HLC is Producing Award Winning Chefs
The 2018 NZ Chefs Association Wellington Culinary Fare Competition proved to be the perfect platform for students from HLC Levin to showcase their skills.
Held at the WelTec School of Hospitality and Le Cordon Bleu on Sunday 20th May, the competition attracted competitors from all over the Wellington region. The NZ Chefs Association (NZCA) event was judged by some of New Zealand’s most prestigious chefs; including Chief judge Chetan Pangam (President of Wellington branch NZCA and winner of many awards), MacLean Fraser (member of NZ competition team who recently returned with world medals) and Anita Segerson (NZ Team Manager, ex NZCA president, Life Member NZCA, Ambassador of NZ food).

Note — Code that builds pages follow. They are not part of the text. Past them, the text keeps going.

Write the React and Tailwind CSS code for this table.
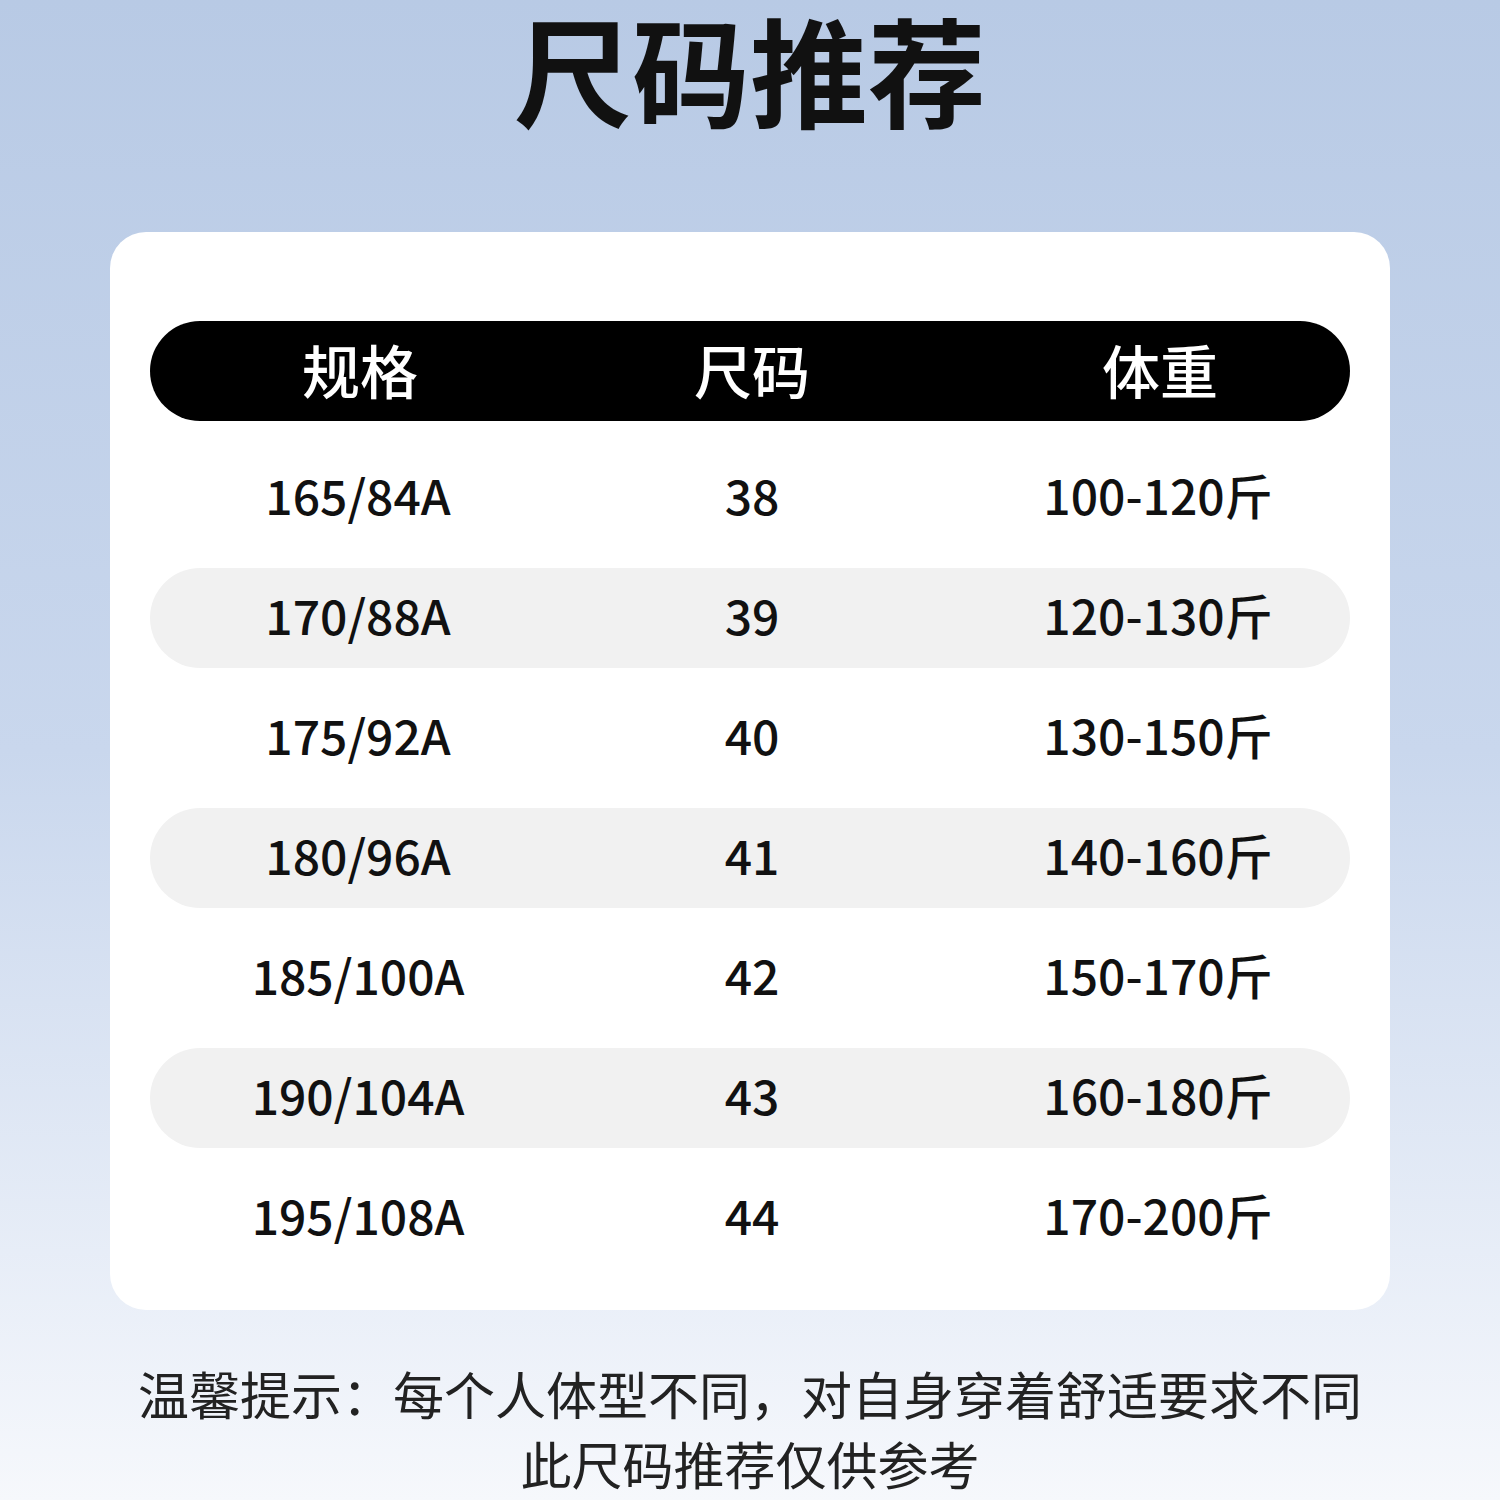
import React from "react";

const rows = [
  ["165/84A", "38", "100-120斤"],
  ["170/88A", "39", "120-130斤"],
  ["175/92A", "40", "130-150斤"],
  ["180/96A", "41", "140-160斤"],
  ["185/100A", "42", "150-170斤"],
  ["190/104A", "43", "160-180斤"],
  ["195/108A", "44", "170-200斤"],
];

export default function App() {
  return (
    <div
      className="w-[1500px] h-[1500px] overflow-hidden bg-gradient-to-b from-[#b8cae5] via-[#c9d7ed] to-[#f6f8fc] text-black"
      style={{ fontFamily: '"Noto Sans CJK SC", "Noto Sans", sans-serif' }}
    >
      <h1 className="h-[136px] text-center text-[118px] leading-[136px] font-bold text-[#111]">
        尺码推荐
      </h1>
      <div className="mt-[96px] mx-[110px] h-[1078px] rounded-[36px] bg-white px-10 pt-[89px]">
        <div className="grid grid-cols-3 h-[100px] items-center rounded-full bg-black text-white text-[58px] font-medium leading-none pb-1">
          <div className="text-center pl-5">规格</div>
          <div className="text-center pl-1">尺码</div>
          <div className="text-center pl-5">体重</div>
        </div>
        <div className="mt-[27px] flex flex-col gap-5">
          {rows.map((r, i) => (
            <div
              key={i}
              className={
                "grid grid-cols-3 h-[100px] items-center rounded-full text-[48px] font-medium leading-none text-[#111] pb-2 " +
                (i % 2 === 1 ? "bg-[#f1f1f1]" : "bg-white")
              }
            >
              <div className="text-center pl-4">{r[0]}</div>
              <div className="text-center pl-1">{r[1]}</div>
              <div className="text-center pl-4">{r[2]}</div>
            </div>
          ))}
        </div>
      </div>
      <div className="mt-[48px] text-center text-[51px] leading-[70px] text-[#222]">
        <p>温馨提示：每个人体型不同，对自身穿着舒适要求不同</p>
        <p>此尺码推荐仅供参考</p>
      </div>
    </div>
  );
}
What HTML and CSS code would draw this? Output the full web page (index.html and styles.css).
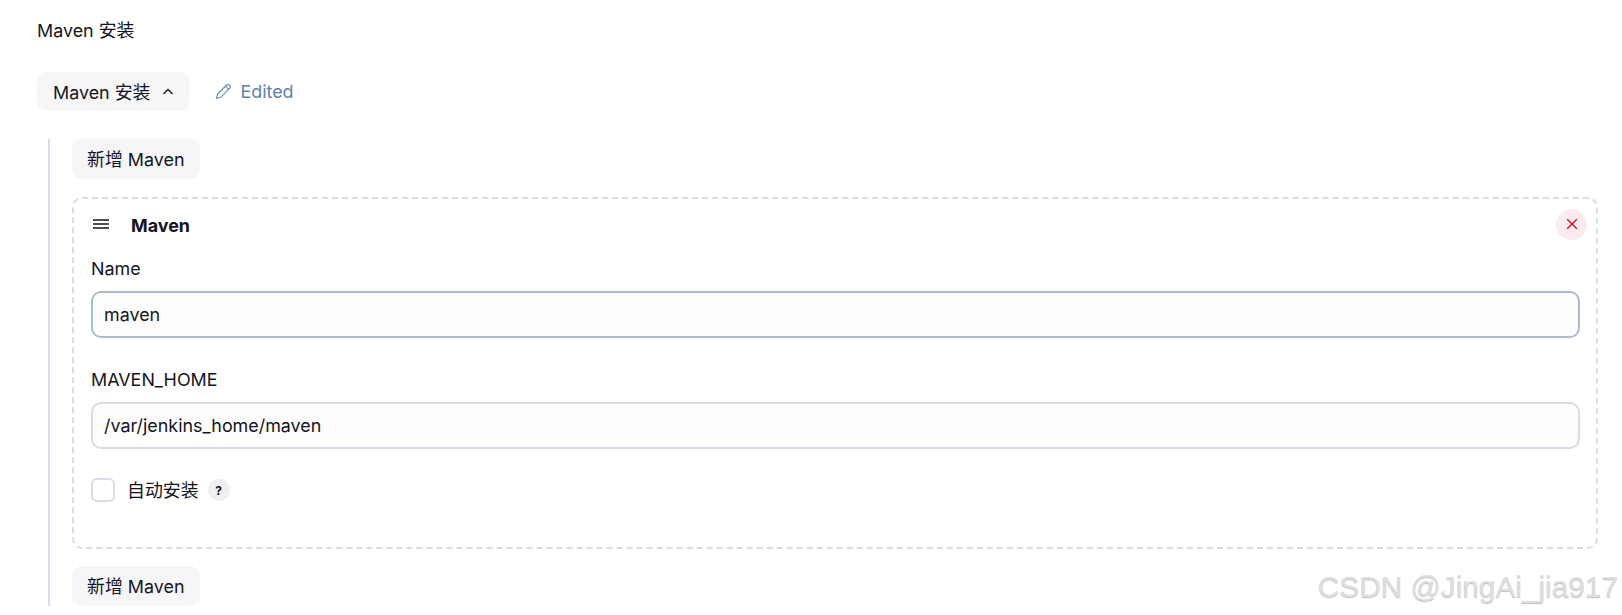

Three current HLC NZ Certificate in Cookery Level 4 students battled it out for medals across a range of culinary classes. With only 12 weeks of Cookery training under their belt, they were competing in open class categories against industry chefs with years of experience. The students were very proud to bring home three bronze medals and a Second in Category result.
Students were trained by their tutor Lenore Winterburn. The new HLC Hospitality team has been working hard over the last year to produce top notch industry-ready graduates. HLC have been getting industry involved in their training through: Forums, Interactive Classes, Realistic Experiences and Industry Visits. Programme Manager Hayley Smith says, “We have opened our doors to these people and are having meaningful discussions with key stakeholders, which is reflected in the calibre of students that are now being produced. The Culinary Fare Competition provided an excellent opportunity for our students to bench mark their improvements and to test their skills against others in the industry. The students were a credit to HLC, conducting themselves professionally at all times. We are extremely proud of them all”
Medal winners are pictured above: L-R: Larissa McDonald, Laura Daly, Kiahn Murray
Larissa McDonald received a bronze medal for her Lamb Wellington with a Bonus Rack.
Laura Daly received a bronze medal for her Crispy Skin Poached Salmon.
Kiahn Murray won 2nd in category, and received a bronze medal for his dish Smoked Venison Carpaccio with Fig and Mulled Wine Reduction.